During those years of experimenting, this special friend lived through many iterations. I eventually broke the frame after ten years of awkwardly shredding together, a highlight of which was a 3rd place team finish at the 24 hours in the Old Pueblo.
Breaking the frame led to building my first “modern” bike packing/mountain bike. A Surly Ogre with a hodgepodge of parts from several eras and 650 B+ tires before they sold bikes like that.
As I enjoyed more modern geometry and bigger wheels and tires the Kona frame sat in my yard for probably five years.
I dreamed about doing a parts bin rat rod build with it, and I finally got the motivation at the beginning of the Covid lockdown when Sofia challenged folks to do parts bin builds. I’m stoked that I finally brought this special bike back to life with some of the uncommon classic goodness that I’ve squirreled away for years. It’s my opinion that bike parts should be used and enjoyed, not packed away and rarely seen as I had done.
The parts on this build are all magical treasures that I’ve loved as pieces of art collected over many years. I have a story for every part but for brevity’s sake, I’ll only share a few.
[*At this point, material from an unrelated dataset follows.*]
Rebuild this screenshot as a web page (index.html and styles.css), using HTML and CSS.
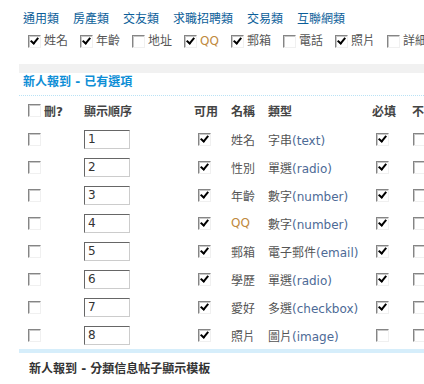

The Paul brakes and levers were acquired for a friend who backed out of the deal and I decided to hang on to them because they’re a beautiful snapshot of the evolution of the best brakes on the market. When I tore my Achilles and built a mad max knee scooter I used those levers for the pure pleasure of it. I’m a bit of a brake lever nerd.
The Galli cranks were given to me as a thank you for helping someone out. They sat in a bin for probably 8 years. I love them because at that time they were made Galli was making all the Campy Strada cranks, which were my favorite cranks for a long time. The Galli cranks were cheaper and considered less fancy but they actually have a much better finish on them than the campy’s. As a side note, I’ve broken two pairs of those Strada cranks because they had sharp edges where the crank met the spider that leads to cracking. These golden cranks are a perfect example of price and prestige not equating to quality.
I have a bit of an obsession with old Suntour, especially pedals and derailleurs. So this bike got my oddest Suntour derailleur, I considered a 3 pulley XC but the idea of having to modify the frame to run this Superbe Tech was more exciting. Suntour built their products without fear of deviation and innovation and with absolutely beautiful attention to detail like their logo being etched on every bolt on the pedals.
It’s those little differences that get me excited when I look at a bike part. The attention to detail, a radical attempt at changing the design of an item, and the overall thrill I get from noticing those little, or sometimes big, variations.
As it sits here all decorated and modified, I give thanks to a bike I’ll likely never ride on a trail again. Instead, I pedal to the grocery store and reminisce. The bike that taught me to love mountain biking is alive again in what is likely its final form. The doors that it opened to bike packing and beautiful long days on the unforgiving trails of the Sonoran desert will always remain open and this project is a thank you to the time we spent together. May we buy yogurt and kombucha together for years to come.